▸ PROBLEM REQUIREMENTS:
All of the material should be reproduced exactly, with pictures left out.
═════ DATASET EXCERPT
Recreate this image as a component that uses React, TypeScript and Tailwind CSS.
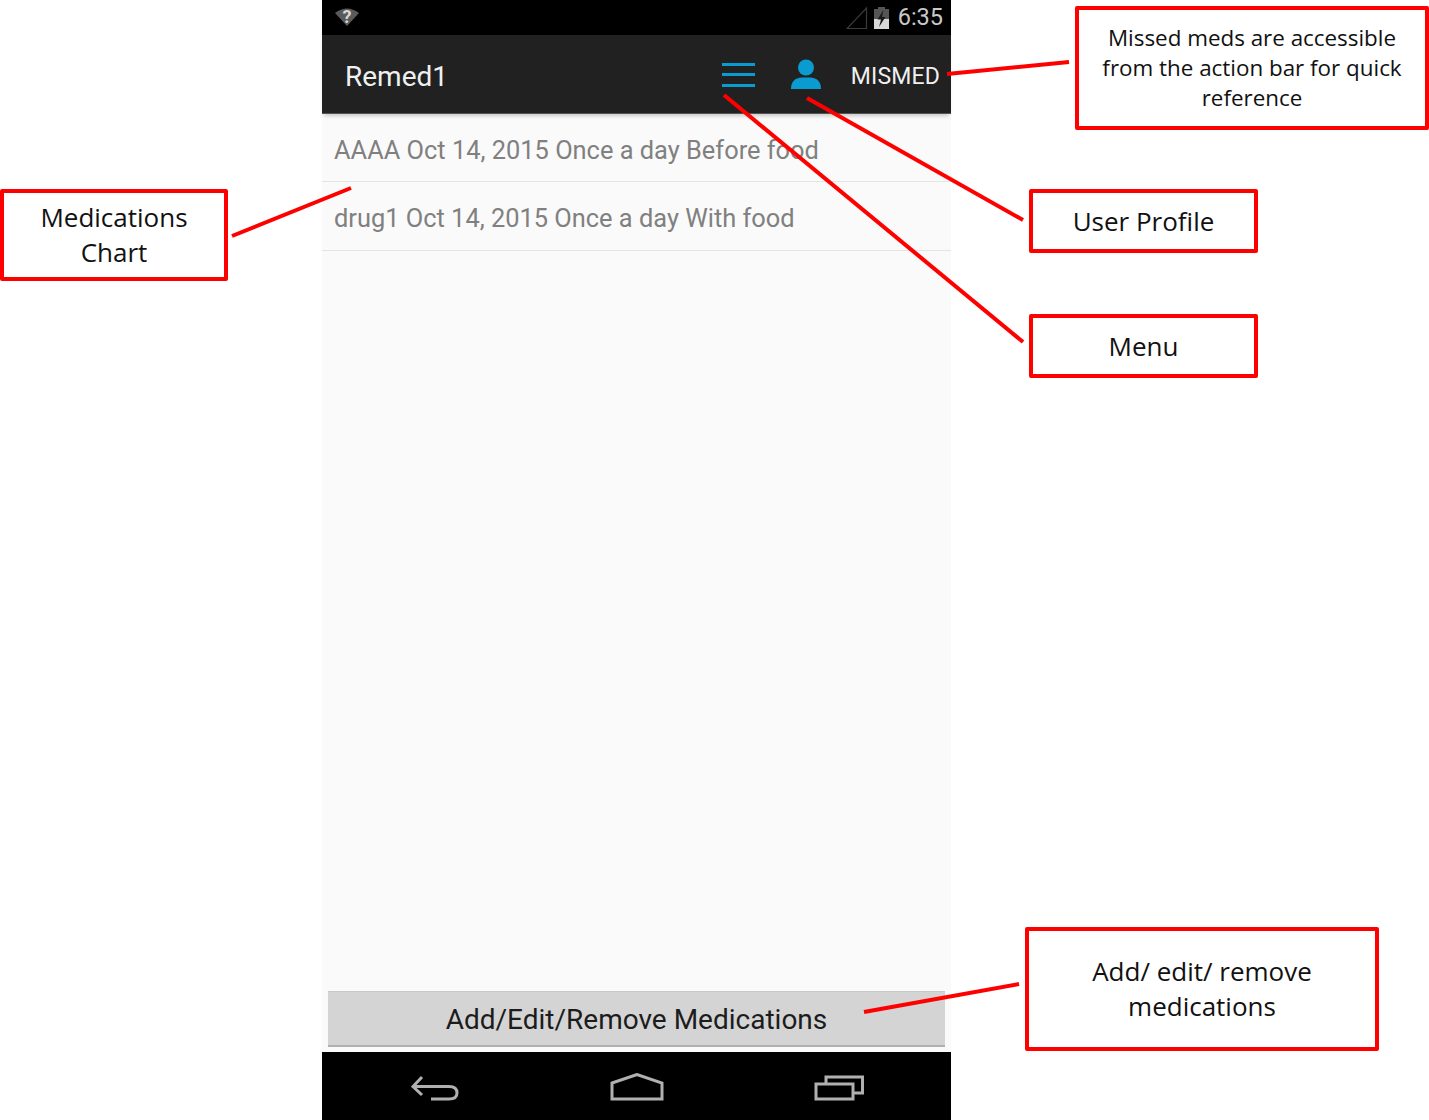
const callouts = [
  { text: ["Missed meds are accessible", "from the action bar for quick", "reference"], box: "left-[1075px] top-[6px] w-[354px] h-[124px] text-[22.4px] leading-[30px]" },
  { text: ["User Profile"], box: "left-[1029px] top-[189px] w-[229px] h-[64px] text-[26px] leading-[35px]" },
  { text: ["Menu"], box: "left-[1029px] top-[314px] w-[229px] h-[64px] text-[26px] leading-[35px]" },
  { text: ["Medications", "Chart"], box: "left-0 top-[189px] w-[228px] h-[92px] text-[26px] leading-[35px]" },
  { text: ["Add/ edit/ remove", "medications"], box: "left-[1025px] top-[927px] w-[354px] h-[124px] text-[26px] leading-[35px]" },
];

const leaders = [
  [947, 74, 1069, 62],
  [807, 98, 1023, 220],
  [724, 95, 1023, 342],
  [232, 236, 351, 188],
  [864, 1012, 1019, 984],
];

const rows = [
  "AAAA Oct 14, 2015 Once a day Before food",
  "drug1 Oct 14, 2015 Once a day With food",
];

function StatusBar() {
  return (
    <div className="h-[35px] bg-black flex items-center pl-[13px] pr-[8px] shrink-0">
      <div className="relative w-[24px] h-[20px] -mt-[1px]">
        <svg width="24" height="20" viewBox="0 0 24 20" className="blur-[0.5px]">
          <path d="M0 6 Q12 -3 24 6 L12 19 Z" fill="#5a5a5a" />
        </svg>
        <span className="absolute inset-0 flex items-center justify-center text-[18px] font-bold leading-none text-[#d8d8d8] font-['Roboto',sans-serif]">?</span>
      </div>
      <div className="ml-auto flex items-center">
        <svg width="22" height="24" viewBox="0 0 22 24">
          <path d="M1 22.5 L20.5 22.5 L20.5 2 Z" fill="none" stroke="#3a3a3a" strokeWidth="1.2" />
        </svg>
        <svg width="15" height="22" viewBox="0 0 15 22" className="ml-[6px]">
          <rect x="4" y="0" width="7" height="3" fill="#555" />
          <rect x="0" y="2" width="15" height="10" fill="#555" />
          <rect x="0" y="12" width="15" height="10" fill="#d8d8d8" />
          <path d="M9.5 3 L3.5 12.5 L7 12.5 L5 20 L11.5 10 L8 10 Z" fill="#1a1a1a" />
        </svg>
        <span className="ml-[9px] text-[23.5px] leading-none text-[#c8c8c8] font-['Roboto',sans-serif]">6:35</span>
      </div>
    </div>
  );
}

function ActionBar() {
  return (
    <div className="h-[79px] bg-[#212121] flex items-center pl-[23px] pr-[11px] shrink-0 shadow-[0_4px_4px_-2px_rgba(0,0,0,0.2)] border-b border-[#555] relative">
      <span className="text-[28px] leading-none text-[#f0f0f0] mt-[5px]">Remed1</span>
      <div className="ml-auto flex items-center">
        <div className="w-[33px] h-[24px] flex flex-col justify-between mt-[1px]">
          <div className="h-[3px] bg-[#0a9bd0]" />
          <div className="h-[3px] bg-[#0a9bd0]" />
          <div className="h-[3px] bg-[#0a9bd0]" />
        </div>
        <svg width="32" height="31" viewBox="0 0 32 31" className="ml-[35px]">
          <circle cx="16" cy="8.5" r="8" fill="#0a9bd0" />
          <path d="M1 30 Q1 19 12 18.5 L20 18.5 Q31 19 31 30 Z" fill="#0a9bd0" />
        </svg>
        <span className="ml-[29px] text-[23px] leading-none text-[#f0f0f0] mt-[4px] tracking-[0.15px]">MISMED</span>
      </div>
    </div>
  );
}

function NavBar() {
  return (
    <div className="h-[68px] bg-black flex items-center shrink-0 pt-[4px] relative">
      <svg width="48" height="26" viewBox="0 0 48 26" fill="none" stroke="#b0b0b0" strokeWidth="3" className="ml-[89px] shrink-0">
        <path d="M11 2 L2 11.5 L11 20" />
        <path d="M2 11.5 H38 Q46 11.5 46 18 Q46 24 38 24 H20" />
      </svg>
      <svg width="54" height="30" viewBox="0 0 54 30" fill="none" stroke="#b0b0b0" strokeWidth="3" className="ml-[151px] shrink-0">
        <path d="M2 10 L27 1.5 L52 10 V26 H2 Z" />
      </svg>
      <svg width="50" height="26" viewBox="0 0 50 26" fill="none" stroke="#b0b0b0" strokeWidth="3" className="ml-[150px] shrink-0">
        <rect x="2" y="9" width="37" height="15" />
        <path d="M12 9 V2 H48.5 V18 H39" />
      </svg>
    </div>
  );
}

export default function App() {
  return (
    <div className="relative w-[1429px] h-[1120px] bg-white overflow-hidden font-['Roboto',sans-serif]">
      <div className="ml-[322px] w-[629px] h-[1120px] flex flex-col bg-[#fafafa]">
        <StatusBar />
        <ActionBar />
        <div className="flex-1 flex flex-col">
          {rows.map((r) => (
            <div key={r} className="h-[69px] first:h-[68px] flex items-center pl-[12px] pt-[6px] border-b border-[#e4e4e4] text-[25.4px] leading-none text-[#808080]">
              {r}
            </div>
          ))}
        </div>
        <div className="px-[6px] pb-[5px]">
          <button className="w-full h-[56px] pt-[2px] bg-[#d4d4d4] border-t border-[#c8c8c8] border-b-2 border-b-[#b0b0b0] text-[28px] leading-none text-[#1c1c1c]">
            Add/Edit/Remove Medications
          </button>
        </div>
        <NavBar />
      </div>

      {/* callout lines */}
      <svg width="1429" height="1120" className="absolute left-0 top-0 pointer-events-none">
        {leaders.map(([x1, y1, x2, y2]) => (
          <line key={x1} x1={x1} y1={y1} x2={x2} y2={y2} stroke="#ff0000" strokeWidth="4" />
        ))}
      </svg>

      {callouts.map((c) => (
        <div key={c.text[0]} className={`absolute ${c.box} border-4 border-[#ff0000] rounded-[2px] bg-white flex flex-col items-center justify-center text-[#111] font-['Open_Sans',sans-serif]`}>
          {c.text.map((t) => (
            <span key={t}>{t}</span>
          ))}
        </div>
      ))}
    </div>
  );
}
══════════
▸ THE COMPLETED TASK:
Recreate this image as a component that uses React, TypeScript and Tailwind CSS.
const callouts = [
  { text: ["Missed meds are accessible", "from the action bar for quick", "reference"], box: "left-[1075px] top-[6px] w-[354px] h-[124px] text-[22.4px] leading-[30px]" },
  { text: ["User Profile"], box: "left-[1029px] top-[189px] w-[229px] h-[64px] text-[26px] leading-[35px]" },
  { text: ["Menu"], box: "left-[1029px] top-[314px] w-[229px] h-[64px] text-[26px] leading-[35px]" },
  { text: ["Medications", "Chart"], box: "left-0 top-[189px] w-[228px] h-[92px] text-[26px] leading-[35px]" },
  { text: ["Add/ edit/ remove", "medications"], box: "left-[1025px] top-[927px] w-[354px] h-[124px] text-[26px] leading-[35px]" },
];

const leaders = [
  [947, 74, 1069, 62],
  [807, 98, 1023, 220],
  [724, 95, 1023, 342],
  [232, 236, 351, 188],
  [864, 1012, 1019, 984],
];

const rows = [
  "AAAA Oct 14, 2015 Once a day Before food",
  "drug1 Oct 14, 2015 Once a day With food",
];

function StatusBar() {
  return (
    <div className="h-[35px] bg-black flex items-center pl-[13px] pr-[8px] shrink-0">
      <div className="relative w-[24px] h-[20px] -mt-[1px]">
        <svg width="24" height="20" viewBox="0 0 24 20" className="blur-[0.5px]">
          <path d="M0 6 Q12 -3 24 6 L12 19 Z" fill="#5a5a5a" />
        </svg>
        <span className="absolute inset-0 flex items-center justify-center text-[18px] font-bold leading-none text-[#d8d8d8] font-['Roboto',sans-serif]">?</span>
      </div>
      <div className="ml-auto flex items-center">
        <svg width="22" height="24" viewBox="0 0 22 24">
          <path d="M1 22.5 L20.5 22.5 L20.5 2 Z" fill="none" stroke="#3a3a3a" strokeWidth="1.2" />
        </svg>
        <svg width="15" height="22" viewBox="0 0 15 22" className="ml-[6px]">
          <rect x="4" y="0" width="7" height="3" fill="#555" />
          <rect x="0" y="2" width="15" height="10" fill="#555" />
          <rect x="0" y="12" width="15" height="10" fill="#d8d8d8" />
          <path d="M9.5 3 L3.5 12.5 L7 12.5 L5 20 L11.5 10 L8 10 Z" fill="#1a1a1a" />
        </svg>
        <span className="ml-[9px] text-[23.5px] leading-none text-[#c8c8c8] font-['Roboto',sans-serif]">6:35</span>
      </div>
    </div>
  );
}

function ActionBar() {
  return (
    <div className="h-[79px] bg-[#212121] flex items-center pl-[23px] pr-[11px] shrink-0 shadow-[0_4px_4px_-2px_rgba(0,0,0,0.2)] border-b border-[#555] relative">
      <span className="text-[28px] leading-none text-[#f0f0f0] mt-[5px]">Remed1</span>
      <div className="ml-auto flex items-center">
        <div className="w-[33px] h-[24px] flex flex-col justify-between mt-[1px]">
          <div className="h-[3px] bg-[#0a9bd0]" />
          <div className="h-[3px] bg-[#0a9bd0]" />
          <div className="h-[3px] bg-[#0a9bd0]" />
        </div>
        <svg width="32" height="31" viewBox="0 0 32 31" className="ml-[35px]">
          <circle cx="16" cy="8.5" r="8" fill="#0a9bd0" />
          <path d="M1 30 Q1 19 12 18.5 L20 18.5 Q31 19 31 30 Z" fill="#0a9bd0" />
        </svg>
        <span className="ml-[29px] text-[23px] leading-none text-[#f0f0f0] mt-[4px] tracking-[0.15px]">MISMED</span>
      </div>
    </div>
  );
}

function NavBar() {
  return (
    <div className="h-[68px] bg-black flex items-center shrink-0 pt-[4px] relative">
      <svg width="48" height="26" viewBox="0 0 48 26" fill="none" stroke="#b0b0b0" strokeWidth="3" className="ml-[89px] shrink-0">
        <path d="M11 2 L2 11.5 L11 20" />
        <path d="M2 11.5 H38 Q46 11.5 46 18 Q46 24 38 24 H20" />
      </svg>
      <svg width="54" height="30" viewBox="0 0 54 30" fill="none" stroke="#b0b0b0" strokeWidth="3" className="ml-[151px] shrink-0">
        <path d="M2 10 L27 1.5 L52 10 V26 H2 Z" />
      </svg>
      <svg width="50" height="26" viewBox="0 0 50 26" fill="none" stroke="#b0b0b0" strokeWidth="3" className="ml-[150px] shrink-0">
        <rect x="2" y="9" width="37" height="15" />
        <path d="M12 9 V2 H48.5 V18 H39" />
      </svg>
    </div>
  );
}

export default function App() {
  return (
    <div className="relative w-[1429px] h-[1120px] bg-white overflow-hidden font-['Roboto',sans-serif]">
      <div className="ml-[322px] w-[629px] h-[1120px] flex flex-col bg-[#fafafa]">
        <StatusBar />
        <ActionBar />
        <div className="flex-1 flex flex-col">
          {rows.map((r) => (
            <div key={r} className="h-[69px] first:h-[68px] flex items-center pl-[12px] pt-[6px] border-b border-[#e4e4e4] text-[25.4px] leading-none text-[#808080]">
              {r}
            </div>
          ))}
        </div>
        <div className="px-[6px] pb-[5px]">
          <button className="w-full h-[56px] pt-[2px] bg-[#d4d4d4] border-t border-[#c8c8c8] border-b-2 border-b-[#b0b0b0] text-[28px] leading-none text-[#1c1c1c]">
            Add/Edit/Remove Medications
          </button>
        </div>
        <NavBar />
      </div>

      {/* callout lines */}
      <svg width="1429" height="1120" className="absolute left-0 top-0 pointer-events-none">
        {leaders.map(([x1, y1, x2, y2]) => (
          <line key={x1} x1={x1} y1={y1} x2={x2} y2={y2} stroke="#ff0000" strokeWidth="4" />
        ))}
      </svg>

      {callouts.map((c) => (
        <div key={c.text[0]} className={`absolute ${c.box} border-4 border-[#ff0000] rounded-[2px] bg-white flex flex-col items-center justify-center text-[#111] font-['Open_Sans',sans-serif]`}>
          {c.text.map((t) => (
            <span key={t}>{t}</span>
          ))}
        </div>
      ))}
    </div>
  );
}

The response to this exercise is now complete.